Dataset records:
'''
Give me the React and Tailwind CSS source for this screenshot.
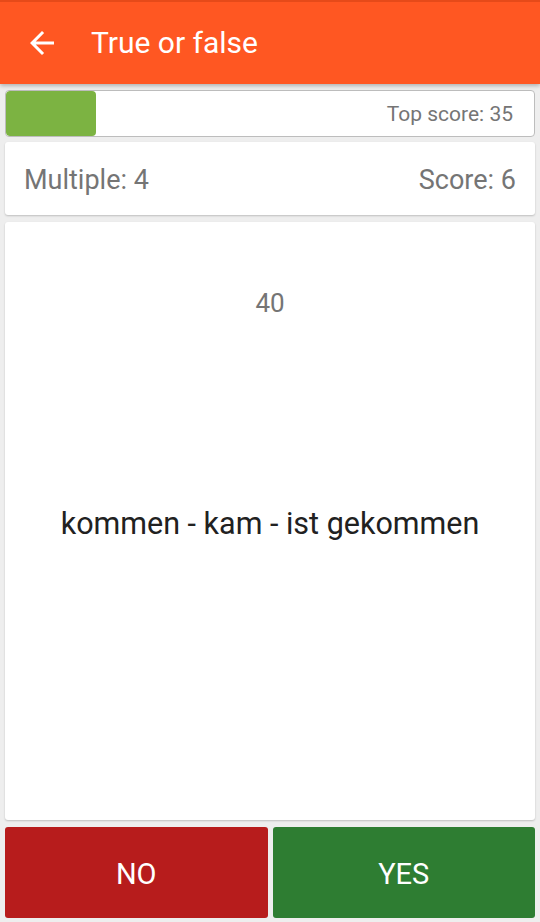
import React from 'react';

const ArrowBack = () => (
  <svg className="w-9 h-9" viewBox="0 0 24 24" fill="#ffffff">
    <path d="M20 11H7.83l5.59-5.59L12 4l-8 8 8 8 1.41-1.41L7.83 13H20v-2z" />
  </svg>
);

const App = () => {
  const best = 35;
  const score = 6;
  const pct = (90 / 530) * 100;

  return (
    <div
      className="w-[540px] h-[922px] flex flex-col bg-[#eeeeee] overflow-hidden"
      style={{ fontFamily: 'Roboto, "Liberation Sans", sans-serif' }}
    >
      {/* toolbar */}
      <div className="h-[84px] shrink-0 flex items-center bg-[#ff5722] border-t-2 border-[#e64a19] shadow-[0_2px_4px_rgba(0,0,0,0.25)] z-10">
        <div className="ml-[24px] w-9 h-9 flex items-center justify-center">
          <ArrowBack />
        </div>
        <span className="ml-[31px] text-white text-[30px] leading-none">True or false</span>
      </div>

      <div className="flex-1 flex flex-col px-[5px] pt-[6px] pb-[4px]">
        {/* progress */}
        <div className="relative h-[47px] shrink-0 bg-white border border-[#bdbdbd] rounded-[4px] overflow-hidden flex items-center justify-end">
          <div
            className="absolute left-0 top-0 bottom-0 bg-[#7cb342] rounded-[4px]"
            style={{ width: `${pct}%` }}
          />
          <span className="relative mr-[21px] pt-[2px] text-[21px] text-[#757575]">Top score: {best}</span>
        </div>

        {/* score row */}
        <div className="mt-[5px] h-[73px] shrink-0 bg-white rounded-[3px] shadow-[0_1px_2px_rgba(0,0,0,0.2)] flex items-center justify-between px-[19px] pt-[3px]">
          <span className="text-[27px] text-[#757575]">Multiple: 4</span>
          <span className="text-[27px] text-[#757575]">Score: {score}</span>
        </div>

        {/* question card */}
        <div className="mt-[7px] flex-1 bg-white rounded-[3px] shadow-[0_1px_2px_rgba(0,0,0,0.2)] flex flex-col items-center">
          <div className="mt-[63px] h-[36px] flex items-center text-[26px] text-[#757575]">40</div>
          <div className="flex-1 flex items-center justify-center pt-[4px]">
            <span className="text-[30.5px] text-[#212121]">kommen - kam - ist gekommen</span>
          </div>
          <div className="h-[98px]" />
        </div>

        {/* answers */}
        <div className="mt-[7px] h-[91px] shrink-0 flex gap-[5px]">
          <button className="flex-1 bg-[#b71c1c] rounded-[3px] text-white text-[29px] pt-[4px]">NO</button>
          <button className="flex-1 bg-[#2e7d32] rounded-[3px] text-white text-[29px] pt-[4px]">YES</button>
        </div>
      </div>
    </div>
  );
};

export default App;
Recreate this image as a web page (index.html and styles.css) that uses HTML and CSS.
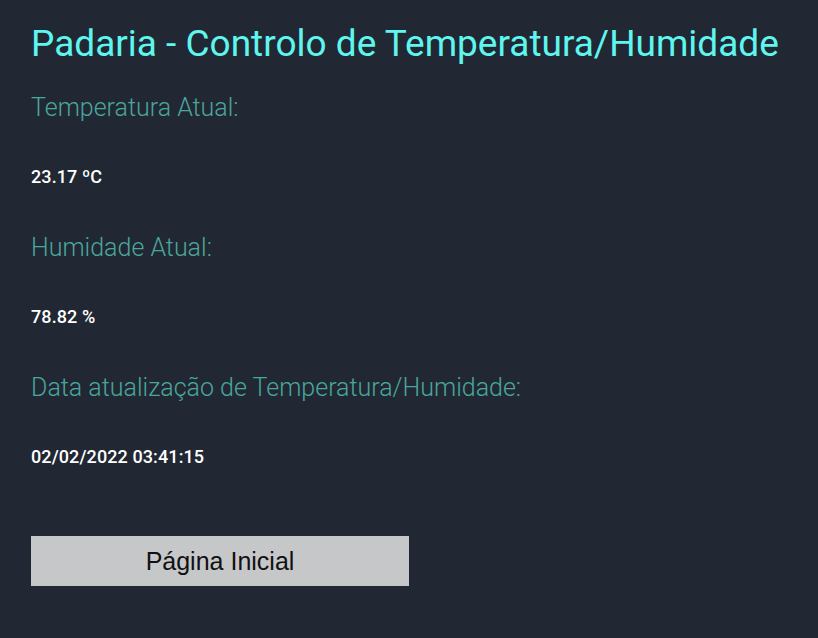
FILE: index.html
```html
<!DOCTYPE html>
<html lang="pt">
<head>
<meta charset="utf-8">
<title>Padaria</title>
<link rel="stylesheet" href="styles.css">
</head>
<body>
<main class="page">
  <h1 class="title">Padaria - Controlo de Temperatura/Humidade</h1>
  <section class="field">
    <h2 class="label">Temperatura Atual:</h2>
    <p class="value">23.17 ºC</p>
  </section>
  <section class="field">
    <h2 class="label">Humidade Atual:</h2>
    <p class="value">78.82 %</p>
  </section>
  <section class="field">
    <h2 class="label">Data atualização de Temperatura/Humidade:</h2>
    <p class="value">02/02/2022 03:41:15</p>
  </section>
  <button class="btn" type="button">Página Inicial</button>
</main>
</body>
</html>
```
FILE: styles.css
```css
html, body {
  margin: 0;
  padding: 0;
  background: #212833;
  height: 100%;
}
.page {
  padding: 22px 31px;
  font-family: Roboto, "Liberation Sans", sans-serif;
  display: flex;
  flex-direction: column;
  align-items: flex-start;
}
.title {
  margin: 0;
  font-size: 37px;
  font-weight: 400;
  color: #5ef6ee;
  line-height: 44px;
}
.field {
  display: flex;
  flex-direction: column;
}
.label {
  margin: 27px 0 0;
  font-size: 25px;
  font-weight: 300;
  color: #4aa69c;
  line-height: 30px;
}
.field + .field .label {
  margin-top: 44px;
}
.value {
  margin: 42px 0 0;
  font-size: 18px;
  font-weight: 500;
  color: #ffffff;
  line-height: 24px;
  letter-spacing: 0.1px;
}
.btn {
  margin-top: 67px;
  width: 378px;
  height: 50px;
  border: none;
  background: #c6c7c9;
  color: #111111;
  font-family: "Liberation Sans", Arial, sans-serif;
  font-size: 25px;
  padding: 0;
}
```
'''
■ Given request ■
Repeat verbatim all the material, but not the pictures.

■ Exercise result ■
Give me the React and Tailwind CSS source for this screenshot.
import React from 'react';

const ArrowBack = () => (
  <svg className="w-9 h-9" viewBox="0 0 24 24" fill="#ffffff">
    <path d="M20 11H7.83l5.59-5.59L12 4l-8 8 8 8 1.41-1.41L7.83 13H20v-2z" />
  </svg>
);

const App = () => {
  const best = 35;
  const score = 6;
  const pct = (90 / 530) * 100;

  return (
    <div
      className="w-[540px] h-[922px] flex flex-col bg-[#eeeeee] overflow-hidden"
      style={{ fontFamily: 'Roboto, "Liberation Sans", sans-serif' }}
    >
      {/* toolbar */}
      <div className="h-[84px] shrink-0 flex items-center bg-[#ff5722] border-t-2 border-[#e64a19] shadow-[0_2px_4px_rgba(0,0,0,0.25)] z-10">
        <div className="ml-[24px] w-9 h-9 flex items-center justify-center">
          <ArrowBack />
        </div>
        <span className="ml-[31px] text-white text-[30px] leading-none">True or false</span>
      </div>

      <div className="flex-1 flex flex-col px-[5px] pt-[6px] pb-[4px]">
        {/* progress */}
        <div className="relative h-[47px] shrink-0 bg-white border border-[#bdbdbd] rounded-[4px] overflow-hidden flex items-center justify-end">
          <div
            className="absolute left-0 top-0 bottom-0 bg-[#7cb342] rounded-[4px]"
            style={{ width: `${pct}%` }}
          />
          <span className="relative mr-[21px] pt-[2px] text-[21px] text-[#757575]">Top score: {best}</span>
        </div>

        {/* score row */}
        <div className="mt-[5px] h-[73px] shrink-0 bg-white rounded-[3px] shadow-[0_1px_2px_rgba(0,0,0,0.2)] flex items-center justify-between px-[19px] pt-[3px]">
          <span className="text-[27px] text-[#757575]">Multiple: 4</span>
          <span className="text-[27px] text-[#757575]">Score: {score}</span>
        </div>

        {/* question card */}
        <div className="mt-[7px] flex-1 bg-white rounded-[3px] shadow-[0_1px_2px_rgba(0,0,0,0.2)] flex flex-col items-center">
          <div className="mt-[63px] h-[36px] flex items-center text-[26px] text-[#757575]">40</div>
          <div className="flex-1 flex items-center justify-center pt-[4px]">
            <span className="text-[30.5px] text-[#212121]">kommen - kam - ist gekommen</span>
          </div>
          <div className="h-[98px]" />
        </div>

        {/* answers */}
        <div className="mt-[7px] h-[91px] shrink-0 flex gap-[5px]">
          <button className="flex-1 bg-[#b71c1c] rounded-[3px] text-white text-[29px] pt-[4px]">NO</button>
          <button className="flex-1 bg-[#2e7d32] rounded-[3px] text-white text-[29px] pt-[4px]">YES</button>
        </div>
      </div>
    </div>
  );
};

export default App;
Recreate this image as a web page (index.html and styles.css) that uses HTML and CSS.
FILE: index.html
```html
<!DOCTYPE html>
<html lang="pt">
<head>
<meta charset="utf-8">
<title>Padaria</title>
<link rel="stylesheet" href="styles.css">
</head>
<body>
<main class="page">
  <h1 class="title">Padaria - Controlo de Temperatura/Humidade</h1>
  <section class="field">
    <h2 class="label">Temperatura Atual:</h2>
    <p class="value">23.17 ºC</p>
  </section>
  <section class="field">
    <h2 class="label">Humidade Atual:</h2>
    <p class="value">78.82 %</p>
  </section>
  <section class="field">
    <h2 class="label">Data atualização de Temperatura/Humidade:</h2>
    <p class="value">02/02/2022 03:41:15</p>
  </section>
  <button class="btn" type="button">Página Inicial</button>
</main>
</body>
</html>
```
FILE: styles.css
```css
html, body {
  margin: 0;
  padding: 0;
  background: #212833;
  height: 100%;
}
.page {
  padding: 22px 31px;
  font-family: Roboto, "Liberation Sans", sans-serif;
  display: flex;
  flex-direction: column;
  align-items: flex-start;
}
.title {
  margin: 0;
  font-size: 37px;
  font-weight: 400;
  color: #5ef6ee;
  line-height: 44px;
}
.field {
  display: flex;
  flex-direction: column;
}
.label {
  margin: 27px 0 0;
  font-size: 25px;
  font-weight: 300;
  color: #4aa69c;
  line-height: 30px;
}
.field + .field .label {
  margin-top: 44px;
}
.value {
  margin: 42px 0 0;
  font-size: 18px;
  font-weight: 500;
  color: #ffffff;
  line-height: 24px;
  letter-spacing: 0.1px;
}
.btn {
  margin-top: 67px;
  width: 378px;
  height: 50px;
  border: none;
  background: #c6c7c9;
  color: #111111;
  font-family: "Liberation Sans", Arial, sans-serif;
  font-size: 25px;
  padding: 0;
}
```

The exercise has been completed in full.